Columbus Art Museum’s Radical New Photo Show

One of the most acclaimed photography shows to open last year was The Radical Camera: New York’s Photo League 1936-1951 at New York’s Jewish Museum. Billed as the first major Photo League retrospective in 30 years, and accompanied by a catalogue,

Apr 18, 2012 at 7:34 am

One of the most acclaimed photography shows to open last year was The Radical Camera: New York’s Photo League 1936-1951 at New York’s Jewish Museum. Billed as the first major Photo League retrospective in 30 years, and accompanied by a catalogue, it prompted keen, renewed interest in the subject.

Yet as New York-centric as the show was, it would not have been possible without the unusual involvement of the Columbus Museum of Art, a seeming “fish out of water” in regards to its interest in the subject. Columbus will present the exhibition from April 19-Sept. 9, and photography lovers should definitely plan a visit. It has been curated from the holdings of Columbus and the Jewish Museum, both of which in the past decade have acquired separate Photo League collections.
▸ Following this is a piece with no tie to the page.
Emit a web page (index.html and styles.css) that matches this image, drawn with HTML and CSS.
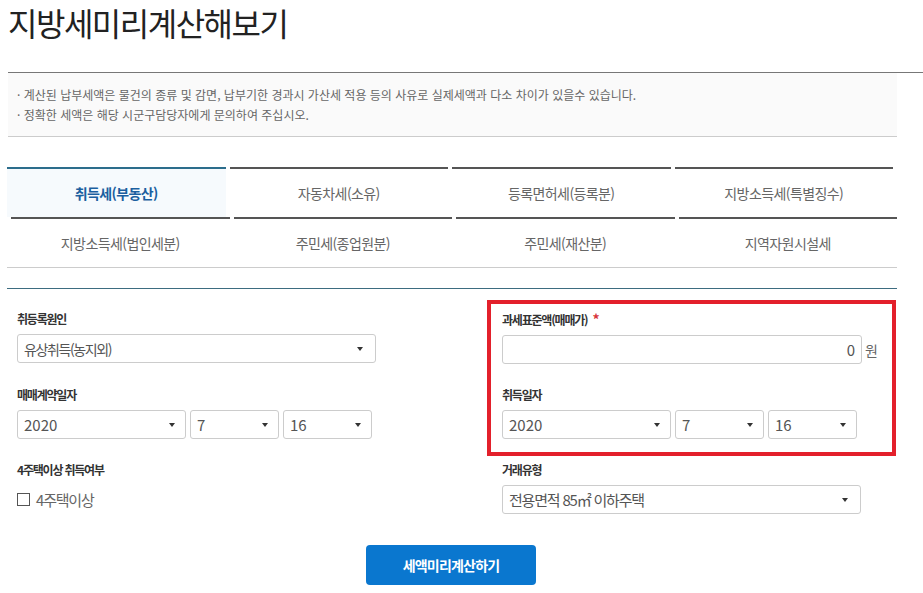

Using almost 150 vintage black-and-white images, the exhibit shows how the members of this largely forgotten cooperative made astutely timeless, socially and politically engaged photographs that evolved over time from pure documentation to something more artfully personal, yet still connected to the city around them. In doing so, Photo League members helped set the agenda for the post-World War II transformation of photography into fine art. The league had some famous members — Berenice Abbott, Lisette Model, Aaron Siskind, Weegee — but many others who are undeservedly less known.

The exhibit also shows how the League was driven out of existence during the height of the post-World War II “blacklist period” — when the government, aided by right-wing politicians, sought to punish any citizen suspected of past or present communist associations. That period, also known as McCarthyism after the Republican U.S. senator who most aggressively pursued this agenda, is now considered one of this country’s most shameful eras.

In the 1930s, many progressive Americans — including artists and intellectuals — saw Soviet-style communism as a possible answer to the economic woes of the Great Depression. The Photo League’s roots were in that period and some members — especially its School Director Sid Grossman — had been American communists.

You might ask at this point what all this has to do with Columbus Museum of Art — and Columbus in general. (The Jewish Museum in Manhattan makes geographic sense.) And it’s a fair question, since regional art museums often look for a strong local connection in their art presentations. But Catherine Evans, the museum’s photography curator who also co-curated Radical Camera, moved well beyond that consideration when she acquired a large collection of vintage Photo League prints in 2001. (The Jewish Museum followed in 2008.)

“It was a great watershed moment for us,” Evans recalled in a phone interview. “We had a photography collection, but it didn’t have a real trajectory or any kind of identity.” 

A local collector had told her that Chicago photography dealer Stephen Daiter, who had painstakingly over two decades built a collection of vintage prints by Photo League members, was interested in selling it to a museum. His preference was to keep it together. 

“He recognized these were a group of photographers whose contribution had been eclipsed because of McCarthy blacklisting,” Evans said. Further, unlike other large photography projects of the era — especially that of the federal government’s Farm Security Administration, which chronicled rural poverty — the league’s work hadn’t been preserved as an archive or popularized by post-World War II culture. Yet, Evans explained, “It was an interesting urban-grassroots counterpart to what was happening at the FSA.”

Yes, but Columbus? “I immediately thought this was going to be a huge reach for the museum,” she said. “But the more I thought about it, the more I realized this was exactly what could give us a foothold in photography without trying to replicate what MOMA or the Met or the Art Institute of Chicago or all the big institutions have done.” 

She also realized Columbus’ American paintings holdings contain work from the Ashcan School — early 20th century urban social realists who depicted gritty street life and squalor. Further, perhaps the greatest of all the Ashcan painters, George Bellows, was a Columbus native. So maybe there was a local connection, if indirect.

“This body of work seemed more and more to be a perfect fit for us,” she said. “We had to raise the money and it was a lot of work, but it has been a fantastic addition for us.” (The museum did not reveal the price.) “It has become a way for people from all over to add to this collection, so we’ve now doubled its size. It started with 170 works and now is a little over 300.”